**PROMPT**
Your task is to repeat all of the material exactly.

**DATASET EXTRACT**
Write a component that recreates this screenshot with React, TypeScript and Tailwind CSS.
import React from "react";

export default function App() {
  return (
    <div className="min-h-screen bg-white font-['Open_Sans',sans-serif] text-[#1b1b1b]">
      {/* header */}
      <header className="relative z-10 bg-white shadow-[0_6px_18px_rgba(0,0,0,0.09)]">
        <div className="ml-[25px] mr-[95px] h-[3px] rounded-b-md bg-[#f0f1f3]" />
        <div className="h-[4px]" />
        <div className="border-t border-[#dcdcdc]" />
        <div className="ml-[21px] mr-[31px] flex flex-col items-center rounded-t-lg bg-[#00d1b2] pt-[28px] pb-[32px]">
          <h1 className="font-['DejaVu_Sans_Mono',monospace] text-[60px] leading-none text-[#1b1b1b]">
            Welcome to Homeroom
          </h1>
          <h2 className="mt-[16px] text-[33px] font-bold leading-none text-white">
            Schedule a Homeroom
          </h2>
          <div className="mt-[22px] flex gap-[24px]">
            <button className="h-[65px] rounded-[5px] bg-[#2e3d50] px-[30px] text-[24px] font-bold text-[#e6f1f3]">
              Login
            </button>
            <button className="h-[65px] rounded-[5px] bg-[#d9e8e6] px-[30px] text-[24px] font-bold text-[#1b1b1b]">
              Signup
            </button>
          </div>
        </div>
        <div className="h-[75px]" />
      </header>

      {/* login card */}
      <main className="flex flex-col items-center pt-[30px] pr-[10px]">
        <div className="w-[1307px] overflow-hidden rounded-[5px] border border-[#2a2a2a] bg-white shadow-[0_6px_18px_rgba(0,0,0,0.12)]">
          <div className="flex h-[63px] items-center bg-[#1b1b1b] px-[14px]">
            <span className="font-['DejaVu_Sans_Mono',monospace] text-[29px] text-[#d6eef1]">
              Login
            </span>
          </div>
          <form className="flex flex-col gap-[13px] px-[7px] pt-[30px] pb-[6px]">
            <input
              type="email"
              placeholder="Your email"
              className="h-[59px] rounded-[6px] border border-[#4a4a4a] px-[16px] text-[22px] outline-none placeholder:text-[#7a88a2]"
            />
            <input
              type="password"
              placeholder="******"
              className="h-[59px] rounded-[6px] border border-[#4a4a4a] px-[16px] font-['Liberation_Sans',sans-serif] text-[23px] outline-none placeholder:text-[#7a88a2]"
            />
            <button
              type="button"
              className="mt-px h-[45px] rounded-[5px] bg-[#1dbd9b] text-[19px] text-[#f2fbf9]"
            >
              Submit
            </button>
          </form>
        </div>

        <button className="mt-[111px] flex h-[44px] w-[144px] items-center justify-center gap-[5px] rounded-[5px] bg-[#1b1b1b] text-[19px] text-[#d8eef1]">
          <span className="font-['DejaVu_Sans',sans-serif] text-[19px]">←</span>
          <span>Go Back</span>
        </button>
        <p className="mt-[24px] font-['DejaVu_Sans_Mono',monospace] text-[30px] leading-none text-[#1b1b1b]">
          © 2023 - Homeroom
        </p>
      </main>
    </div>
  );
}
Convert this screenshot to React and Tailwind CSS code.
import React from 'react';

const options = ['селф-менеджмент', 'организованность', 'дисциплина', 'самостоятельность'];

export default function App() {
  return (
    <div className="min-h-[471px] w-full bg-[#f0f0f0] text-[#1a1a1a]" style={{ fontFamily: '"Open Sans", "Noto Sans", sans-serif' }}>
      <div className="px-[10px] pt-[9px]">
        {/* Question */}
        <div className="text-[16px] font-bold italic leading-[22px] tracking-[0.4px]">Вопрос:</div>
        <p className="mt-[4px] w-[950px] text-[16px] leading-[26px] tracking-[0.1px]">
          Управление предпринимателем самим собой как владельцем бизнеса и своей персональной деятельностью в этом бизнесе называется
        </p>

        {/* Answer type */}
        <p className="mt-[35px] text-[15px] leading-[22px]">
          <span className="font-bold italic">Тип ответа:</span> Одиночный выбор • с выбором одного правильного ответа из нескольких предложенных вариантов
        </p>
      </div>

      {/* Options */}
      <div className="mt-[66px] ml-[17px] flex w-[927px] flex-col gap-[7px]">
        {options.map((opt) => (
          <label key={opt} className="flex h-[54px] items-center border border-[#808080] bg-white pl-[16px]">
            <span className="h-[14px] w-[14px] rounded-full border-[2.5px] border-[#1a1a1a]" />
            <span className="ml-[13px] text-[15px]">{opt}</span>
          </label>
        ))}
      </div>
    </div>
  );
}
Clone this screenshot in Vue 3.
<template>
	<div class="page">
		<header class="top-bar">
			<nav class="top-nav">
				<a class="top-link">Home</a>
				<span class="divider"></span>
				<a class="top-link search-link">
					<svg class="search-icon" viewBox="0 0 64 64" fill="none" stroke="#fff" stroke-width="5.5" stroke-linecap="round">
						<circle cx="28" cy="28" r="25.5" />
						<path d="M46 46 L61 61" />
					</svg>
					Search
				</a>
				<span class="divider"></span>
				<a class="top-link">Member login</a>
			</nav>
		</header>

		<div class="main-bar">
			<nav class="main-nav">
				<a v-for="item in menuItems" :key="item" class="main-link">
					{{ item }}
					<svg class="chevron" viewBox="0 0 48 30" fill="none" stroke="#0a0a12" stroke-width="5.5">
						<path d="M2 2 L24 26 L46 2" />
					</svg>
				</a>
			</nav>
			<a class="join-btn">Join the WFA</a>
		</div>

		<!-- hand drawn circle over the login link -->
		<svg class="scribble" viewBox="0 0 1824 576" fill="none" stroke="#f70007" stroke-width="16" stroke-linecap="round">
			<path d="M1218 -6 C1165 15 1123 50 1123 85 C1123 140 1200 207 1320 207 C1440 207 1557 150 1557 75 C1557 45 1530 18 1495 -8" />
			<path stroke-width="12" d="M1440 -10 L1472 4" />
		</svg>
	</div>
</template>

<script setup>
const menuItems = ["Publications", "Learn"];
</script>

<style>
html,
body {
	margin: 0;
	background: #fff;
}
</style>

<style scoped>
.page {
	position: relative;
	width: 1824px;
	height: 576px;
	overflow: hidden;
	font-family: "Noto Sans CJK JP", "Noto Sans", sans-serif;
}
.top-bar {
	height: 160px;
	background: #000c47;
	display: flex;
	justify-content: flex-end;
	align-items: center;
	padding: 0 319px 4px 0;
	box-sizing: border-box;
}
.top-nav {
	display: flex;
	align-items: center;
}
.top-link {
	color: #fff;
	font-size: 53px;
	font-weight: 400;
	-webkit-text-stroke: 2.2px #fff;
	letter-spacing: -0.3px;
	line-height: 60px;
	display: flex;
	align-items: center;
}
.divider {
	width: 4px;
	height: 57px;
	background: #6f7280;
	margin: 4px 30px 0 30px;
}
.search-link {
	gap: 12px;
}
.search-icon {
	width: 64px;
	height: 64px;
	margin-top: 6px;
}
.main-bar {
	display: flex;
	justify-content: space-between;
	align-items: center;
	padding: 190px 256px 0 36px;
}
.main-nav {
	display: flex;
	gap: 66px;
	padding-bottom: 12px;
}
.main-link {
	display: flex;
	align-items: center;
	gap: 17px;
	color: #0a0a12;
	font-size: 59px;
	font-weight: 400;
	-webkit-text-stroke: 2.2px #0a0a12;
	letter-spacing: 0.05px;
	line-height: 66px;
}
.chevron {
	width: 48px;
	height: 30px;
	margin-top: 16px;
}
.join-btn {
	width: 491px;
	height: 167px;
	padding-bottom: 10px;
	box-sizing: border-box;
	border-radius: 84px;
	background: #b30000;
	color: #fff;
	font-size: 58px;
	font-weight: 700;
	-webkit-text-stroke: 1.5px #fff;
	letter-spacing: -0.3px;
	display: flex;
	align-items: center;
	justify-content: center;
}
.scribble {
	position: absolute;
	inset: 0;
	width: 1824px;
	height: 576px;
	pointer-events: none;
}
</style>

**THE RESPONSE**
Write a component that recreates this screenshot with React, TypeScript and Tailwind CSS.
import React from "react";

export default function App() {
  return (
    <div className="min-h-screen bg-white font-['Open_Sans',sans-serif] text-[#1b1b1b]">
      {/* header */}
      <header className="relative z-10 bg-white shadow-[0_6px_18px_rgba(0,0,0,0.09)]">
        <div className="ml-[25px] mr-[95px] h-[3px] rounded-b-md bg-[#f0f1f3]" />
        <div className="h-[4px]" />
        <div className="border-t border-[#dcdcdc]" />
        <div className="ml-[21px] mr-[31px] flex flex-col items-center rounded-t-lg bg-[#00d1b2] pt-[28px] pb-[32px]">
          <h1 className="font-['DejaVu_Sans_Mono',monospace] text-[60px] leading-none text-[#1b1b1b]">
            Welcome to Homeroom
          </h1>
          <h2 className="mt-[16px] text-[33px] font-bold leading-none text-white">
            Schedule a Homeroom
          </h2>
          <div className="mt-[22px] flex gap-[24px]">
            <button className="h-[65px] rounded-[5px] bg-[#2e3d50] px-[30px] text-[24px] font-bold text-[#e6f1f3]">
              Login
            </button>
            <button className="h-[65px] rounded-[5px] bg-[#d9e8e6] px-[30px] text-[24px] font-bold text-[#1b1b1b]">
              Signup
            </button>
          </div>
        </div>
        <div className="h-[75px]" />
      </header>

      {/* login card */}
      <main className="flex flex-col items-center pt-[30px] pr-[10px]">
        <div className="w-[1307px] overflow-hidden rounded-[5px] border border-[#2a2a2a] bg-white shadow-[0_6px_18px_rgba(0,0,0,0.12)]">
          <div className="flex h-[63px] items-center bg-[#1b1b1b] px-[14px]">
            <span className="font-['DejaVu_Sans_Mono',monospace] text-[29px] text-[#d6eef1]">
              Login
            </span>
          </div>
          <form className="flex flex-col gap-[13px] px-[7px] pt-[30px] pb-[6px]">
            <input
              type="email"
              placeholder="Your email"
              className="h-[59px] rounded-[6px] border border-[#4a4a4a] px-[16px] text-[22px] outline-none placeholder:text-[#7a88a2]"
            />
            <input
              type="password"
              placeholder="******"
              className="h-[59px] rounded-[6px] border border-[#4a4a4a] px-[16px] font-['Liberation_Sans',sans-serif] text-[23px] outline-none placeholder:text-[#7a88a2]"
            />
            <button
              type="button"
              className="mt-px h-[45px] rounded-[5px] bg-[#1dbd9b] text-[19px] text-[#f2fbf9]"
            >
              Submit
            </button>
          </form>
        </div>

        <button className="mt-[111px] flex h-[44px] w-[144px] items-center justify-center gap-[5px] rounded-[5px] bg-[#1b1b1b] text-[19px] text-[#d8eef1]">
          <span className="font-['DejaVu_Sans',sans-serif] text-[19px]">←</span>
          <span>Go Back</span>
        </button>
        <p className="mt-[24px] font-['DejaVu_Sans_Mono',monospace] text-[30px] leading-none text-[#1b1b1b]">
          © 2023 - Homeroom
        </p>
      </main>
    </div>
  );
}
Convert this screenshot to React and Tailwind CSS code.
import React from 'react';

const options = ['селф-менеджмент', 'организованность', 'дисциплина', 'самостоятельность'];

export default function App() {
  return (
    <div className="min-h-[471px] w-full bg-[#f0f0f0] text-[#1a1a1a]" style={{ fontFamily: '"Open Sans", "Noto Sans", sans-serif' }}>
      <div className="px-[10px] pt-[9px]">
        {/* Question */}
        <div className="text-[16px] font-bold italic leading-[22px] tracking-[0.4px]">Вопрос:</div>
        <p className="mt-[4px] w-[950px] text-[16px] leading-[26px] tracking-[0.1px]">
          Управление предпринимателем самим собой как владельцем бизнеса и своей персональной деятельностью в этом бизнесе называется
        </p>

        {/* Answer type */}
        <p className="mt-[35px] text-[15px] leading-[22px]">
          <span className="font-bold italic">Тип ответа:</span> Одиночный выбор • с выбором одного правильного ответа из нескольких предложенных вариантов
        </p>
      </div>

      {/* Options */}
      <div className="mt-[66px] ml-[17px] flex w-[927px] flex-col gap-[7px]">
        {options.map((opt) => (
          <label key={opt} className="flex h-[54px] items-center border border-[#808080] bg-white pl-[16px]">
            <span className="h-[14px] w-[14px] rounded-full border-[2.5px] border-[#1a1a1a]" />
            <span className="ml-[13px] text-[15px]">{opt}</span>
          </label>
        ))}
      </div>
    </div>
  );
}
Clone this screenshot in Vue 3.
<template>
	<div class="page">
		<header class="top-bar">
			<nav class="top-nav">
				<a class="top-link">Home</a>
				<span class="divider"></span>
				<a class="top-link search-link">
					<svg class="search-icon" viewBox="0 0 64 64" fill="none" stroke="#fff" stroke-width="5.5" stroke-linecap="round">
						<circle cx="28" cy="28" r="25.5" />
						<path d="M46 46 L61 61" />
					</svg>
					Search
				</a>
				<span class="divider"></span>
				<a class="top-link">Member login</a>
			</nav>
		</header>

		<div class="main-bar">
			<nav class="main-nav">
				<a v-for="item in menuItems" :key="item" class="main-link">
					{{ item }}
					<svg class="chevron" viewBox="0 0 48 30" fill="none" stroke="#0a0a12" stroke-width="5.5">
						<path d="M2 2 L24 26 L46 2" />
					</svg>
				</a>
			</nav>
			<a class="join-btn">Join the WFA</a>
		</div>

		<!-- hand drawn circle over the login link -->
		<svg class="scribble" viewBox="0 0 1824 576" fill="none" stroke="#f70007" stroke-width="16" stroke-linecap="round">
			<path d="M1218 -6 C1165 15 1123 50 1123 85 C1123 140 1200 207 1320 207 C1440 207 1557 150 1557 75 C1557 45 1530 18 1495 -8" />
			<path stroke-width="12" d="M1440 -10 L1472 4" />
		</svg>
	</div>
</template>

<script setup>
const menuItems = ["Publications", "Learn"];
</script>

<style>
html,
body {
	margin: 0;
	background: #fff;
}
</style>

<style scoped>
.page {
	position: relative;
	width: 1824px;
	height: 576px;
	overflow: hidden;
	font-family: "Noto Sans CJK JP", "Noto Sans", sans-serif;
}
.top-bar {
	height: 160px;
	background: #000c47;
	display: flex;
	justify-content: flex-end;
	align-items: center;
	padding: 0 319px 4px 0;
	box-sizing: border-box;
}
.top-nav {
	display: flex;
	align-items: center;
}
.top-link {
	color: #fff;
	font-size: 53px;
	font-weight: 400;
	-webkit-text-stroke: 2.2px #fff;
	letter-spacing: -0.3px;
	line-height: 60px;
	display: flex;
	align-items: center;
}
.divider {
	width: 4px;
	height: 57px;
	background: #6f7280;
	margin: 4px 30px 0 30px;
}
.search-link {
	gap: 12px;
}
.search-icon {
	width: 64px;
	height: 64px;
	margin-top: 6px;
}
.main-bar {
	display: flex;
	justify-content: space-between;
	align-items: center;
	padding: 190px 256px 0 36px;
}
.main-nav {
	display: flex;
	gap: 66px;
	padding-bottom: 12px;
}
.main-link {
	display: flex;
	align-items: center;
	gap: 17px;
	color: #0a0a12;
	font-size: 59px;
	font-weight: 400;
	-webkit-text-stroke: 2.2px #0a0a12;
	letter-spacing: 0.05px;
	line-height: 66px;
}
.chevron {
	width: 48px;
	height: 30px;
	margin-top: 16px;
}
.join-btn {
	width: 491px;
	height: 167px;
	padding-bottom: 10px;
	box-sizing: border-box;
	border-radius: 84px;
	background: #b30000;
	color: #fff;
	font-size: 58px;
	font-weight: 700;
	-webkit-text-stroke: 1.5px #fff;
	letter-spacing: -0.3px;
	display: flex;
	align-items: center;
	justify-content: center;
}
.scribble {
	position: absolute;
	inset: 0;
	width: 1824px;
	height: 576px;
	pointer-events: none;
}
</style>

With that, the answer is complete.